L.V.O : Boycotter les élections pendant dix ans et revenir sur l’arène électorale sans transition, le FPI pense-t-il qu’il a un retard à rattraper ?

K.L : Le FPI a boycotté les élections pendant dix ans pour des raisons particulières. Rappelez-vous, une coalition internationale composée de puissances occidentales et une rébellion sous-régionale ont attaqué le régime de Laurent Gbagbo. Le 11 avril 2011, cette coalition a eu raison du régime. Le Président Gbagbo et la plupart des dirigeants du FPI ont été arrêtés. Beaucoup sont décédés, d’autres sont encore en exil. C’est dans ces conditions que le régime qui a été installé par cette coalition a demandé que nous allions aux élections. Nous avons d’abord exigé la réconciliation, le retour d’exil et la libération des prisonniers. Ces conditions que nous avons posées nous ont été refusées. C’est la principale raison pour laquelle nous avons refusé d’aller à ces élections. Parce qu’un parti qui a été ‘’décapité’’ en Avril 2011 ne peut pas aller sereinement à des élections législatives seulement huit mois plus tard, et aux élections locales  l’année qui suit. Ensuite se sont tenues plusieurs autres élections dans les mêmes conditions qu’en 2011. Il y avait aussi des conditions matérielles, légales. La CEI était une instance qui n’était pas indépendante, le découpage électoral était en faveur de ceux qui sont au pouvoir. Bref, le FPI a refusé d’aller à des élections truquées d’avance.

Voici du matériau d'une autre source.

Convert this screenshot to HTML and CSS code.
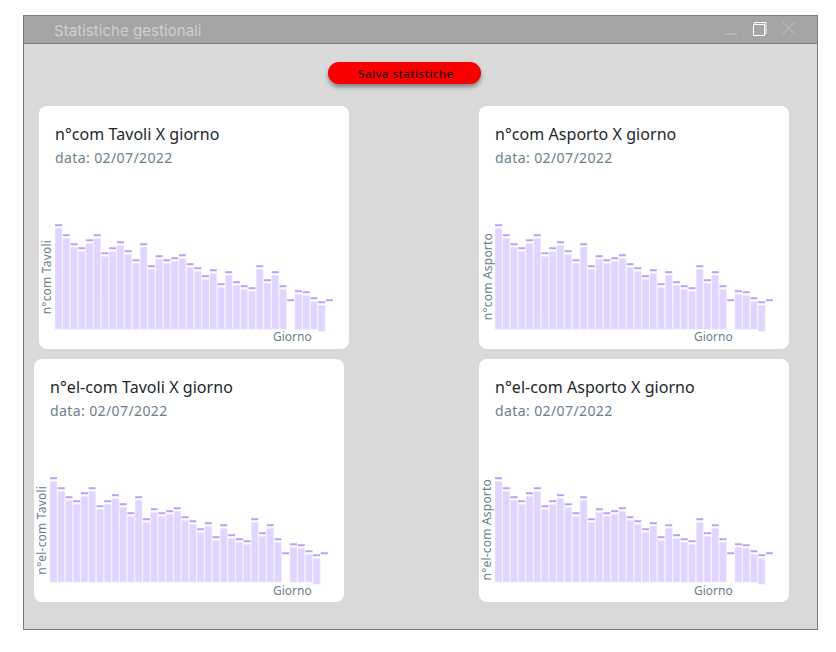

 L.V.O : Au moment où le FPI reprend le chemin des élections, qu’est-ce qui a changé ?

K.L : Beaucoup de choses ont changé. D’abord, la lutte a permis au Président Laurent Gbagbo d’être acquitté à la CPI. C’est une victoire historique parce que l’histoire de la déportation de Laurent Gbagbo ressemble à celle de tous ces héros africains que les Occidentaux ont transféré, soit chez eux, soit dans d’autres pays africains. L’histoire nous apprend que ces déportés ne sont jamais revenus vivants. Quand le Président Laurent Gbagbo a été déporté en 2011, très peu d’Ivoiriens croyaient en son retour. Mais, au FPI, nous étions tous convaincus que le Président Gbagbo reviendrait un jour parmi nous. La victoire du Président Gbagbo sur la CPI a changé la vision que les sceptiques se faisaient de son avenir politique. Ce changement s’est consolidé par la visite du Président Henri Konan Bédié à son frère Gbagbo à Bruxelles. Un accord de collaboration a été signé pour que les deux partis puissent se battre pour la réconciliation des Ivoiriens. Cet accord pour la réconciliation des Ivoiriens est élément important pour la lutte. C’est ainsi qu’on a vu les deux grandes personnalités de la politique ivoirienne, Laurent Gbagbo et Konan Bédié, regrouper l’Opposition dans une union sacrée. C’est grâce à cette union sacrée que nous avons lancé et réussi la désobéissance civile qui a abouti au boycott de l’élection présidentielle. Aujourd’hui, nous nous rendons compte qu’avec l’union de l’Opposition, nous pouvons gagner ces Législatives. Les signes de la victoire sont là. Nous allons obtenir dans les urnes ce que nous n’avons pas pu obtenir dans la rue, et de façon pacifique.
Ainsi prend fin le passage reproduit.